Biochemist Jan Rainey's interest in biochemistry began in high school.
"Prior to about Grade 12 or so I didn't really even know that this discipline
by itself existed," says Rainey. "So then I had a teacher in Grade 12 who
actually had a master's in biochemistry and was quite excited about it and
gave us a lot of flavor for that side of things.
"Prior to that I thought chemistry itself, sort of the more pure chemistry
side of things, was great, and I didn't even know about this field called
biochemistry which combined my interest in how organisms work with my interest
in atoms and molecules."
Rainey's research focuses on structural biology and the characteristics
of proteins in cells.
"If you look at the human genome, for example, the 30 percent of the proteins
that you find encoded in the human genome are found on the surface of the
cell, the so-called 'membrane proteins,'" says Rainey. "But if you look at
our actual knowledge of protein structure at the atomic level, maybe one percent
of the proteins that we know about are this class of membrane proteins.
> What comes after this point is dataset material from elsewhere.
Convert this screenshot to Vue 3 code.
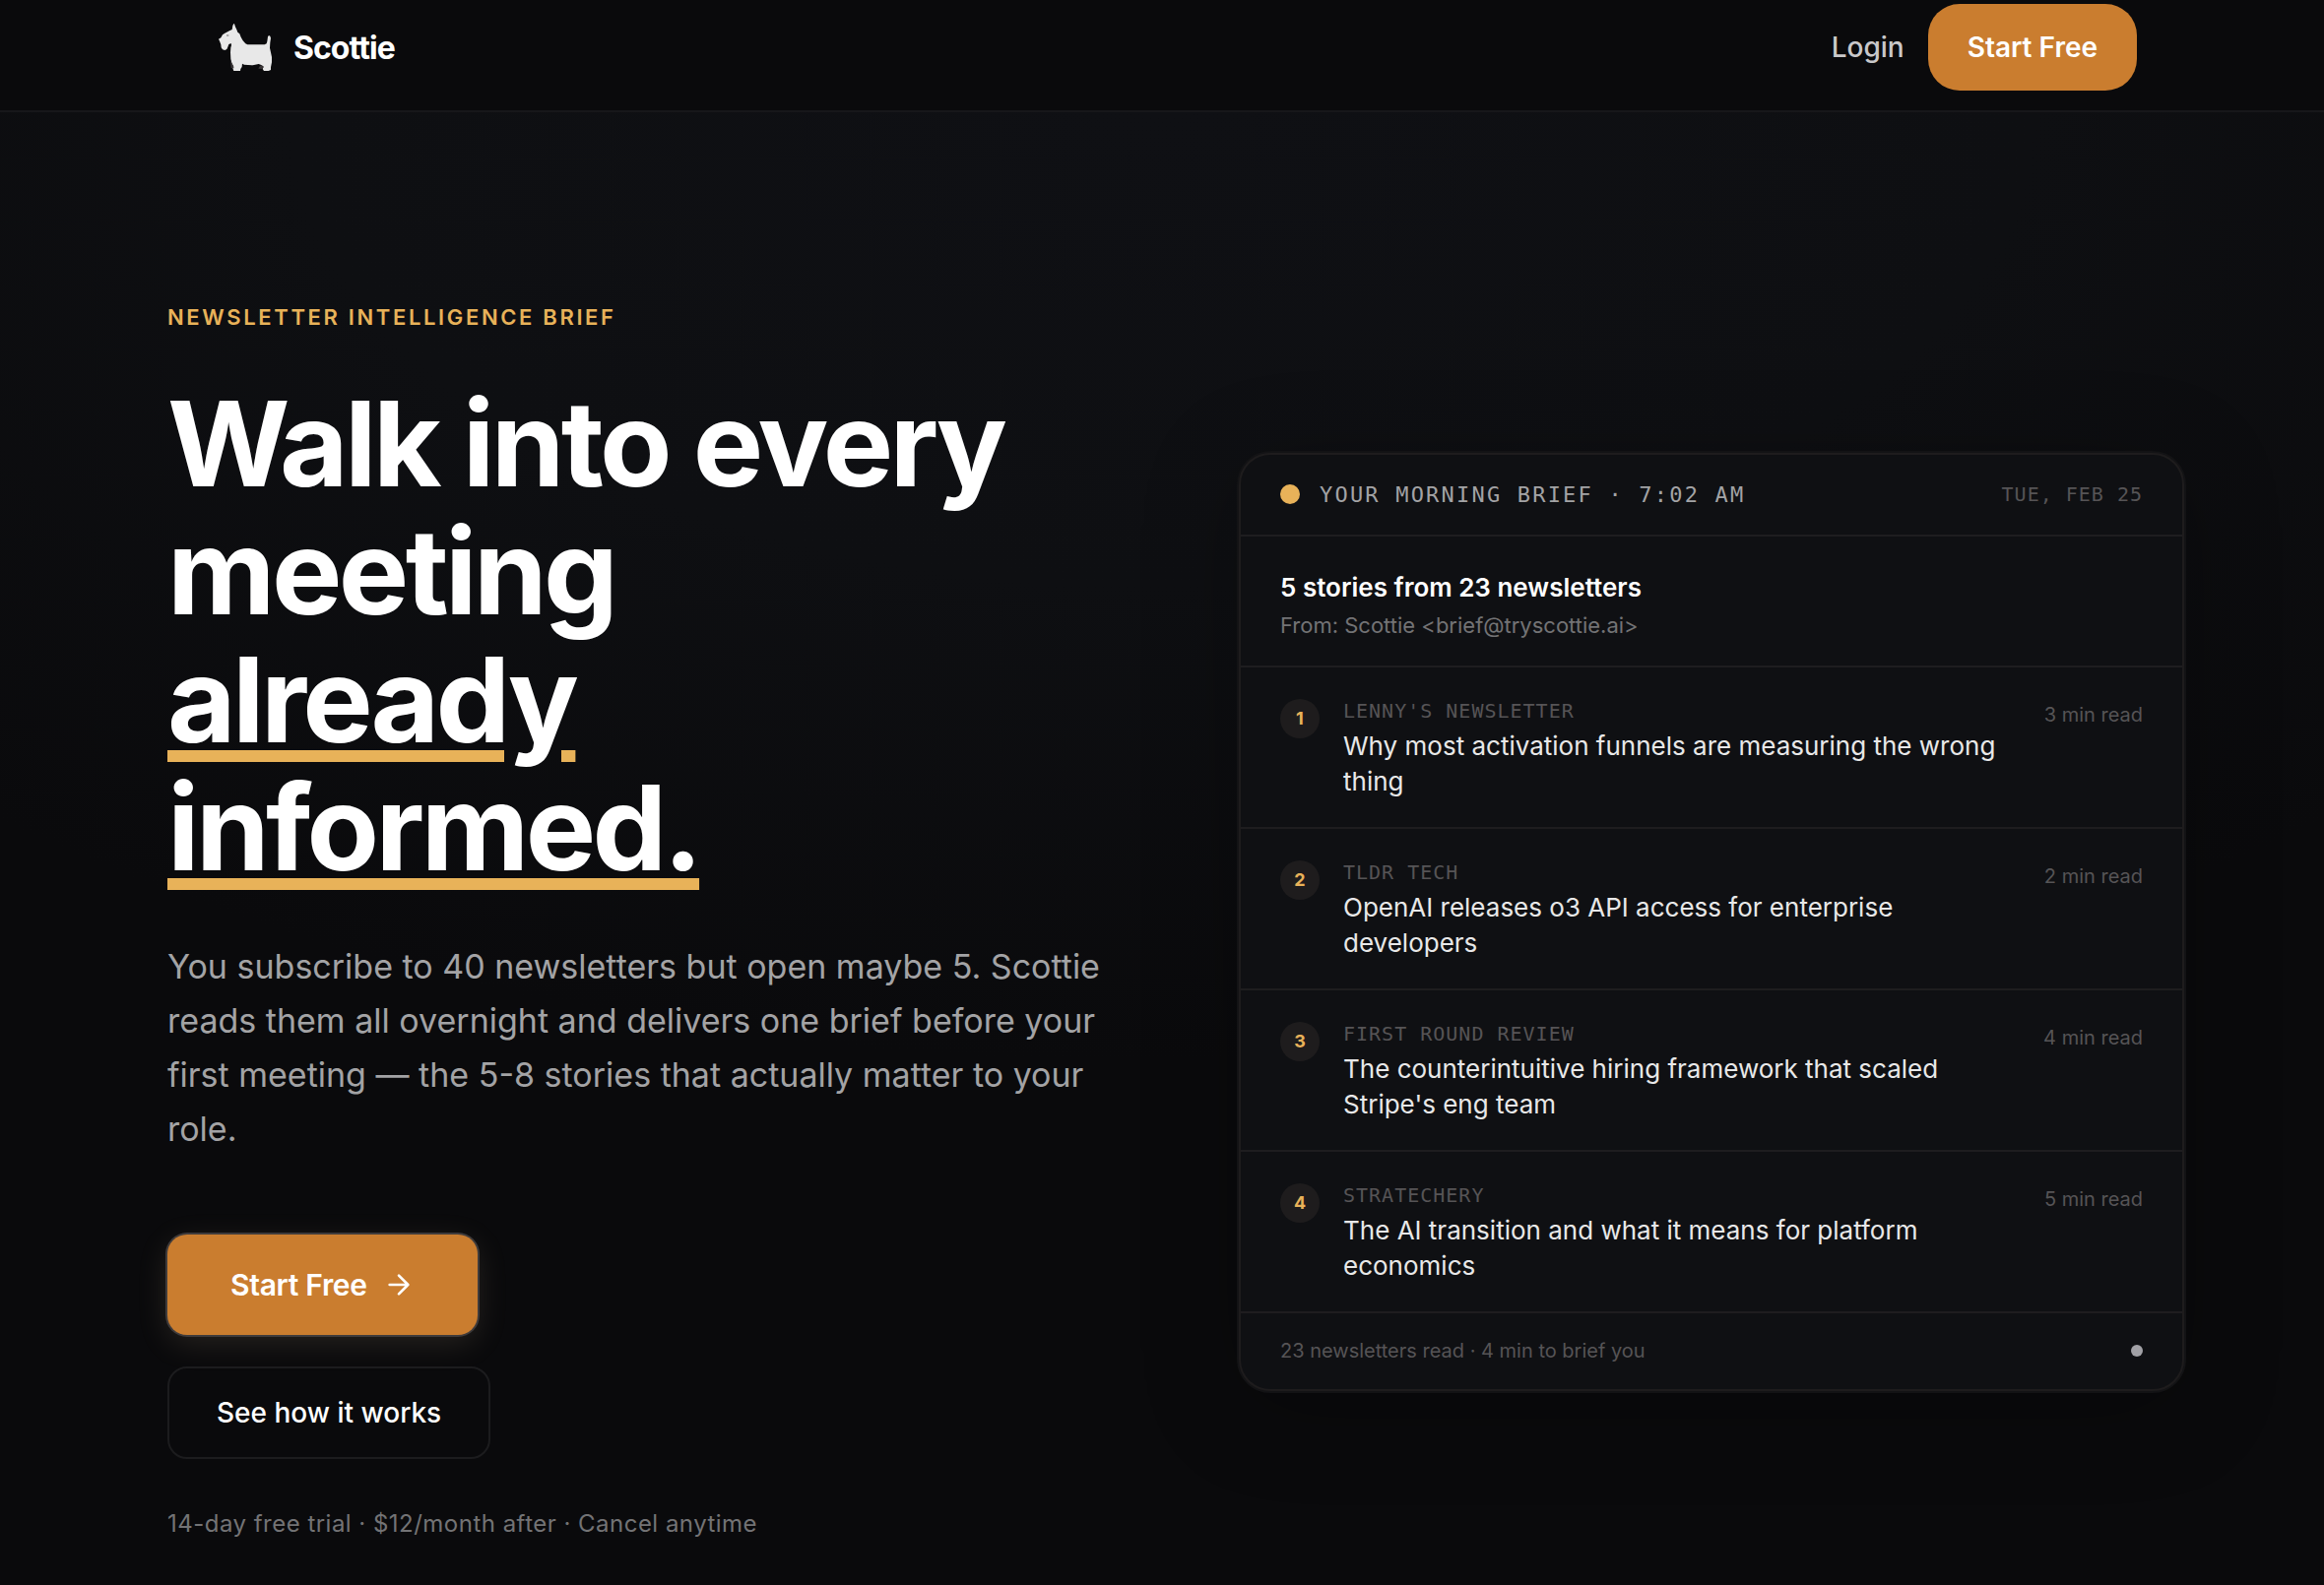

"So despite the fact that it's a huge proportion of proteins in our body
we still are barely scratching the surface of understanding what those proteins
look like and therefore how they work at the molecular, atomic level," Rainey
adds. "This is a really hot area at the moment because using traditional methods
these proteins have been quite difficult to study, which is why we don't know
a lot about them. So a lot of labs are now developing new methods, new ways
of dealing with these tricky proteins and understanding what the surface
of the cell really looks like."
Dealing with things that are so tiny, like cell proteins, means that biochemists
benefit from having a good imagination.
"You're not going to be able to see it with the naked eye, so you have
to be able to envision a complex system and sort of put the bits and pieces
that you know together and really combine them in new and imaginative ways
to understand what's going on," says Rainey.
It's imagination that leads to discovery. And the desire for discovery
is what drives many biochemists to do such challenging work.
"I think you've got to have a desire to discover new things," says Rainey.
"That to me is the amazing thing about biochemistry, or about any of the sciences
-- is that what we're doing is really brand new. We wouldn't be doing what
we're doing if somebody had done it before us, so we're always charting new
ground and finding out new things about nature."